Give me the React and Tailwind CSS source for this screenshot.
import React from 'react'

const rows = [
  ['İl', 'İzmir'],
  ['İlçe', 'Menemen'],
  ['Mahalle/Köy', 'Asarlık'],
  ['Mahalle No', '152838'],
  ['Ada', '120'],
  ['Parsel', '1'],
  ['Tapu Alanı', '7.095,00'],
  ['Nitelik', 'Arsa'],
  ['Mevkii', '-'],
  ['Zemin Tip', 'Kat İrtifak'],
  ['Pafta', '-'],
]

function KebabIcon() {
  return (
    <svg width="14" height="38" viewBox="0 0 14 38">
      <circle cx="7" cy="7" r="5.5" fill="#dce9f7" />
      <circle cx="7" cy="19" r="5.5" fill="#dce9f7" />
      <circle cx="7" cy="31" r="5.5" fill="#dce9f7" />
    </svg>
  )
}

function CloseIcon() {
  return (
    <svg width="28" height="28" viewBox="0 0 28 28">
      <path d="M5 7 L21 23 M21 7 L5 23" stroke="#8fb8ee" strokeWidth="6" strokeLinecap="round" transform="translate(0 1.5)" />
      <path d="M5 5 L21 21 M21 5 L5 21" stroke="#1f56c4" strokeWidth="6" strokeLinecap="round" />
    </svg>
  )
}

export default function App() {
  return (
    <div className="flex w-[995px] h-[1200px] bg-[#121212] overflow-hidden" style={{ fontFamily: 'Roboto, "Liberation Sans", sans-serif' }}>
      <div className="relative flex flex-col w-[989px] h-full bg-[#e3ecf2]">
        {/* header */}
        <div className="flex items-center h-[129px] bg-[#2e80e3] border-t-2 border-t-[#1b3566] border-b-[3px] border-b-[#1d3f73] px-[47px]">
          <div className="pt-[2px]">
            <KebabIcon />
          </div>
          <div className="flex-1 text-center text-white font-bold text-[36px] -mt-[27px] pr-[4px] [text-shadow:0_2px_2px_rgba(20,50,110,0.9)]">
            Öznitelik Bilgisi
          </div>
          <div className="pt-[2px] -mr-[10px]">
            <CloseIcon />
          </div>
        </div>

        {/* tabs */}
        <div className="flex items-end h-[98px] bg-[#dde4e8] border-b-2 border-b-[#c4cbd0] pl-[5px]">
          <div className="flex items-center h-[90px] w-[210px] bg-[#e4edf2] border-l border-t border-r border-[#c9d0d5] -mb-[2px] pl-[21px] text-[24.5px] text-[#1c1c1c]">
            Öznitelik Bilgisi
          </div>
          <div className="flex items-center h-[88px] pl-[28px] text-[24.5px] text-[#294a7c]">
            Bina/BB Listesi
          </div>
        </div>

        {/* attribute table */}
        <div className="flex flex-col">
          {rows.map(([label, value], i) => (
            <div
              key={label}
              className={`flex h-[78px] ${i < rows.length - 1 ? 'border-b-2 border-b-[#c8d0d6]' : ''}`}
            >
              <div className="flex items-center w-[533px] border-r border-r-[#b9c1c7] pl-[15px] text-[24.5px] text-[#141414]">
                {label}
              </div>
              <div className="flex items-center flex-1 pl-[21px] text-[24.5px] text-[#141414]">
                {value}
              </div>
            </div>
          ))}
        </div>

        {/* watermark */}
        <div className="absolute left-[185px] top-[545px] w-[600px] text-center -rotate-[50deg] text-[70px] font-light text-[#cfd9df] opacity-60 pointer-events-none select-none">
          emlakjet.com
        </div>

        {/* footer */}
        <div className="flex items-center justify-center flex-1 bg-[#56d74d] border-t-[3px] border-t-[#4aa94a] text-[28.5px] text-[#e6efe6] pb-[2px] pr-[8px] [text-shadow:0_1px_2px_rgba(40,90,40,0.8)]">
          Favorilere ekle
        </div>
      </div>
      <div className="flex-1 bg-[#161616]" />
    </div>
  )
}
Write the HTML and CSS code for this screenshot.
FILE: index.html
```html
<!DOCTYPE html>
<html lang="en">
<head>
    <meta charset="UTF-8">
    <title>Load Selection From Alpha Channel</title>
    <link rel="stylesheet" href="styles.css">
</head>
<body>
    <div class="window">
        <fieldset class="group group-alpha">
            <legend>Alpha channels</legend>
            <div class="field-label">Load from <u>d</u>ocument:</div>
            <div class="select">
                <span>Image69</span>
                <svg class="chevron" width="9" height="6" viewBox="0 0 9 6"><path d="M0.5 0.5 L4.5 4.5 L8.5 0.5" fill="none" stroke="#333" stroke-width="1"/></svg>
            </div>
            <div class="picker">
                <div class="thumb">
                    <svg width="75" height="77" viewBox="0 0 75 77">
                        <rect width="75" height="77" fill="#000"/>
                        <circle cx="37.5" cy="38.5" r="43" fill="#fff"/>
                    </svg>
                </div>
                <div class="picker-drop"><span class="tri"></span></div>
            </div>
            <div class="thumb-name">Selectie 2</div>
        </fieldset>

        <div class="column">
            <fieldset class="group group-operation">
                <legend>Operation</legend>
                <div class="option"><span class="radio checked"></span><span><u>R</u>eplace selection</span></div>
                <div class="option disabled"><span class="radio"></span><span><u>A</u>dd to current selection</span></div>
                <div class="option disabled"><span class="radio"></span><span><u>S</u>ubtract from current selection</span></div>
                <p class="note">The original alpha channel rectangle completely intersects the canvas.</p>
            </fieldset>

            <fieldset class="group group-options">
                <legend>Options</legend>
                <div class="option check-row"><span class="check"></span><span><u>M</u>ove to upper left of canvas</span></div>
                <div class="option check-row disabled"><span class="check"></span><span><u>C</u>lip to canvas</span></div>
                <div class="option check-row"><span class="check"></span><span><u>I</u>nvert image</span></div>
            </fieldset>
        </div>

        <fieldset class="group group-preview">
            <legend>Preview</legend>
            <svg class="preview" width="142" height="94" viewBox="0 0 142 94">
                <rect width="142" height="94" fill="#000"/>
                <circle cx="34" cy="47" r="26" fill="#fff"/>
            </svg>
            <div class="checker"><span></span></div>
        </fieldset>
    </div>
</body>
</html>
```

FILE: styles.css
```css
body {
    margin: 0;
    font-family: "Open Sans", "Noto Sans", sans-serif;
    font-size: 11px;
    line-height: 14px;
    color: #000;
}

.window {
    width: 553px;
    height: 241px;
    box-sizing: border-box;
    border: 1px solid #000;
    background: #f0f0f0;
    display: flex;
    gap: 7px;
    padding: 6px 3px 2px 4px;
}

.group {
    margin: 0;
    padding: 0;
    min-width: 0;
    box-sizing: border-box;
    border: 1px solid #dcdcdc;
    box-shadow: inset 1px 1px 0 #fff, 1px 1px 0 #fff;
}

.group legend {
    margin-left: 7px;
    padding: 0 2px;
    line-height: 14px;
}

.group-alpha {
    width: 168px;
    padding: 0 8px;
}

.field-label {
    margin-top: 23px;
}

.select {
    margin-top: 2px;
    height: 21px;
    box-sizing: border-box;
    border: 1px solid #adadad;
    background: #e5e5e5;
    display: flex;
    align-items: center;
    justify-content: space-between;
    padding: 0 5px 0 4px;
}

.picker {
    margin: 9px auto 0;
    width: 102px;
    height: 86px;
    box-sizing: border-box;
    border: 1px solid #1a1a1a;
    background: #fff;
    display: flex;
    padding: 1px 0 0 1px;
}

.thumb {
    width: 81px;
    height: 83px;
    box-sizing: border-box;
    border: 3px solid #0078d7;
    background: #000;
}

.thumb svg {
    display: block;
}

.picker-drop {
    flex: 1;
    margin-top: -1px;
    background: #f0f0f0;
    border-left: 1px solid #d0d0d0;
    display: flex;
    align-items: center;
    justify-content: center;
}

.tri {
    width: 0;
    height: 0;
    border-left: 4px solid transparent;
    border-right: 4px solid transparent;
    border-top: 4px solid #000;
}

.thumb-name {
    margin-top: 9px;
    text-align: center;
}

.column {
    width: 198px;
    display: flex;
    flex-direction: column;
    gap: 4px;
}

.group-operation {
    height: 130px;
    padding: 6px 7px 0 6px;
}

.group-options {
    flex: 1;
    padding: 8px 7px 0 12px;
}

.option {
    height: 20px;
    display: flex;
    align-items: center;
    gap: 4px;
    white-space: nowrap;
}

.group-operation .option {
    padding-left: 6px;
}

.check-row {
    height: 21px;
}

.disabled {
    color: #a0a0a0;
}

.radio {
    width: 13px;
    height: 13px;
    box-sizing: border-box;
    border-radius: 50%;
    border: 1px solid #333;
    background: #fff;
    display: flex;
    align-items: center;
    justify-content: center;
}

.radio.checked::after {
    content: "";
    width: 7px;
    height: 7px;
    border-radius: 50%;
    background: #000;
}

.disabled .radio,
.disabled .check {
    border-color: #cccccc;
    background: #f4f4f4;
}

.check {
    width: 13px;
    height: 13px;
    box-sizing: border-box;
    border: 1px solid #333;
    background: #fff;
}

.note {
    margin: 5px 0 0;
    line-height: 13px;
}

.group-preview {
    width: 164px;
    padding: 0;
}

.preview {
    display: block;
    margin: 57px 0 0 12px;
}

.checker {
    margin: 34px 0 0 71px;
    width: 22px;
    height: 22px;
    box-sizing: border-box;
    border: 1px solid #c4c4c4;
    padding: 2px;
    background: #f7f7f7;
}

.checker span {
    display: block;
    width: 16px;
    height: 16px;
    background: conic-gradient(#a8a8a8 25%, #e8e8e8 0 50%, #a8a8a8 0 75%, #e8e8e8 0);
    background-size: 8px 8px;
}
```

^^^^^^^^^^^^^^^^

- EXERCISE TASK -
Which lines include "screenshot"? Copy each of them out.

- RESULT BELOW -
Give me the React and Tailwind CSS source for this screenshot.
Write the HTML and CSS code for this screenshot.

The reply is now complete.